Então não houve problemas com nenhum órgão de comunicação europeu?
O que fomos capazes de fazer através do DNI foi criar um diálogo muito mais saudável. A realidade do projeto não é fazer com que as pessoas partilhem a visão do mundo da Google. É criar um diálogo. E o que estamos a tentar fazer é compreendermo-nos uns aos outros, mesmo que existam situações em que discordamos. Não há problema nenhum com isso, desde que se mantenha um diálogo e se entenda as posições uns dos outros.
Durante a conferência afirmou que os hábitos de consumo de notícias mudaram drasticamente.

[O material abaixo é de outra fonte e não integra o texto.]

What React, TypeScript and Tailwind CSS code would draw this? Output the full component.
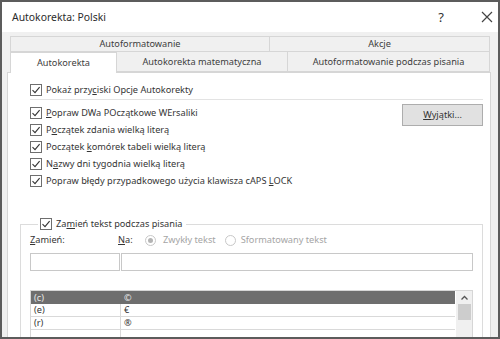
import React from "react";

function Check() {
  return (
    <span className="w-[12px] h-[12px] border border-[#6e6e6e] bg-white flex items-center justify-center shrink-0">
      <svg width="10" height="10" viewBox="0 0 10 10">
        <path d="M1.5 5.2 L4 7.6 L8.6 2.2" fill="none" stroke="#333" strokeWidth="1.1" />
      </svg>
    </span>
  );
}

function CbRow({ children }: { children: React.ReactNode }) {
  return (
    <div className="h-[17px] flex items-center gap-[4px]">
      <Check />
      <span>{children}</span>
    </div>
  );
}

export default function App() {
  return (
    <div className="w-[500px] h-[339px] border-2 border-[#5c5c5c] bg-[#f0f0f0] overflow-hidden flex flex-col font-['Noto_Sans',sans-serif] text-[9.2px] text-[#353535] leading-none">
      {/* title bar */}
      <div className="h-[30px] shrink-0 bg-white flex items-center pl-[10px] pr-[5px]">
        <span className="text-[10.4px] text-[#2a2a2a]">Autokorekta: Polski</span>
        <span className="ml-auto text-[13px] text-[#333] mr-[37px]">?</span>
        <svg width="12" height="12" viewBox="0 0 12 12">
          <path d="M1 1 L11 11 M11 1 L1 11" stroke="#444" strokeWidth="1.2" />
        </svg>
      </div>
      {/* body */}
      <div className="flex-1 pl-[5px] pt-[4px]">
        {/* tab rows */}
        <div className="ml-[3px] w-[480px] flex h-[16px] text-[#3d3d3d]">
          <div className="w-[260px] border border-[#d6d6d6] bg-[#f0f0f0] flex items-center justify-center">Autoformatowanie</div>
          <div className="w-[220px] border border-l-0 border-[#d6d6d6] bg-[#f0f0f0] flex items-center justify-center">Akcje</div>
        </div>
        <div className="ml-[3px] w-[480px] flex h-[20px] text-[#3d3d3d] relative z-10">
          <div className="w-[107px] h-[21px] border border-b-0 border-[#d6d6d6] bg-white flex items-center justify-center">Autokorekta</div>
          <div className="w-[171px] border border-l-0 border-t-0 border-[#d6d6d6] bg-[#f0f0f0] flex items-center justify-center">Autokorekta matematyczna</div>
          <div className="w-[202px] border border-l-0 border-t-0 border-[#d6d6d6] bg-[#f0f0f0] flex items-center justify-center">Autoformatowanie podczas pisania</div>
        </div>
        {/* panel */}
        <div className="w-[484px] h-[280px] border border-[#d6d6d6] bg-white pl-[12px] pr-[7px] pt-[8px]">
          <div className="pl-[10px]">
            <CbRow>
              Pokaż przy<span className="underline">c</span>iski Opcje Autokorekty
            </CbRow>
            <div className="h-px bg-[#e3e3e3] mt-[1px] mb-[4px]" />
            <div className="flex">
              <div className="flex-1">
                <CbRow>
                  <span className="underline">P</span>opraw DWa POczątkowe WErsaliki
                </CbRow>
                <CbRow>
                  P<span className="underline">o</span>czątek zdania wielką literą
                </CbRow>
                <CbRow>
                  Początek <span className="underline">k</span>omórek tabeli wielką literą
                </CbRow>
                <CbRow>
                  N<span className="underline">a</span>zwy dni tygodnia wielką literą
                </CbRow>
                <CbRow>
                  Popraw błędy przypadkowego użycia klawisza cAPS <span className="underline">L</span>OCK
                </CbRow>
              </div>
              <div className="w-[81px] h-[22px] border border-[#adadad] bg-[#e1e1e1] flex items-center justify-center text-[#333]">
                <span>
                  <span className="underline">W</span>yjątki...
                </span>
              </div>
            </div>
          </div>
          {/* group box */}
          <fieldset className="mt-[29px] border border-[#dcdcdc] pl-[9px] pr-[9px] pb-[10px] h-[130px]">
            <legend className="ml-[8px] px-[2px] flex items-center gap-[4px]">
              <Check />
              <span className="pr-[2px]">
                Za<span className="underline">m</span>ień tekst podczas pisania
              </span>
            </legend>
            <div className="flex items-center h-[14px] mt-[3px]">
              <span className="w-[88px]">
                <span className="underline">Z</span>amień:
              </span>
              <span className="w-[27px]">
                <span className="underline">N</span>a:
              </span>
              <span className="w-[11px] h-[11px] rounded-full border border-[#c8c8c8] bg-white flex items-center justify-center">
                <span className="w-[5px] h-[5px] rounded-full bg-[#b4b4b4]" />
              </span>
              <span className="ml-[7px] text-[#a5a5a5]">Zwykły tekst</span>
              <span className="ml-[9px] w-[11px] h-[11px] rounded-full border border-[#c8c8c8] bg-white" />
              <span className="ml-[5px] text-[#a5a5a5]">Sformatowany tekst</span>
            </div>
            <div className="flex mt-[6px] h-[18px]">
              <div className="w-[90px] border border-[#c8c8c8] bg-white" />
              <div className="flex-1 ml-[1px] border border-[#c8c8c8] bg-white" />
            </div>
            <div className="mt-[19px] flex border border-[#d6d6d6] h-[54px]">
              <div className="flex-1 flex flex-col">
                <div className="h-[13px] bg-[#6e6e6e] text-[#e8e8e8] flex items-center">
                  <span className="w-[90px] pl-[3px]">(c)</span>
                  <span className="pl-[3px]">©</span>
                </div>
                {[
                  ["(e)", "€"],
                  ["(r)", "®"],
                  ["", ""],
                ].map(([a, b], i) => (
                  <div key={i} className="h-[13px] border-b border-[#d9d9d9] flex items-center">
                    <span className="w-[90px] h-full pl-[3px] border-r border-[#d9d9d9] flex items-center">{a}</span>
                    <span className="pl-[3px]">{b}</span>
                  </div>
                ))}
              </div>
              <div className="w-[16px] ml-[1px] bg-[#f0f0f0] flex flex-col items-center">
                <svg width="9" height="12" viewBox="0 0 9 12" className="mt-[1px]">
                  <path d="M1.5 7.5 L4.5 4.5 L7.5 7.5" fill="none" stroke="#555" strokeWidth="1.3" />
                </svg>
                <div className="w-[13px] h-[16px] bg-[#cdcdcd]" />
              </div>
            </div>
          </fieldset>
        </div>
      </div>
    </div>
  );
}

Em que medida e como é que a Google se adapta a esta realidade?
O ponto mais óbvio a destacar é que hoje em dia o utilizador tem todo o poder. Quando eu estava na BBC, nos velhos tempos, era preciso esperar pelo noticiário das 22h para descobrir o que se tinha passado durante o dia. Já não é esse o caso. O utilizador tem acesso a todas as fontes de informação que queira. E isso virou o poder do avesso. Na perspetiva da Google, um dos princípios fundamentais é seguir e centrar tudo no utilizador. Tudo o que pensamos passa primeiro por definir o que é bom para o ecossistema do utilizador. E esse foco, penso, é um motor para as boas colaborações que estamos a manter com os ecossistemas noticiosos.
Foi dito neste congresso que cerca de 70 a 75% das receitas provenientes da publicidade online são recolhidas pela Google e pelo Facebook. Esta distribuição é justa para os órgãos de comunicação que estão a produzir o conteúdo?
Também já ouvi essas estatísticas. A dificuldade com elas é que, no espaço digital, estão a misturar dois tipos de publicidade. A publicidade de search e a de display. Na perspectiva dos órgãos de comunicação, o que interessa é a de display. E quando olhamos para este tipo de publicidade, a Google só faz dinheiro com ela quando um meio de comunicação também ganha. Porque temos tecnologias de publicidade como a DoubleClick que ajudam neste aspecto. Olhando para isto, na verdade estamos a permitir um fortalecimento e crescimento dos media no mundo da publicidade display.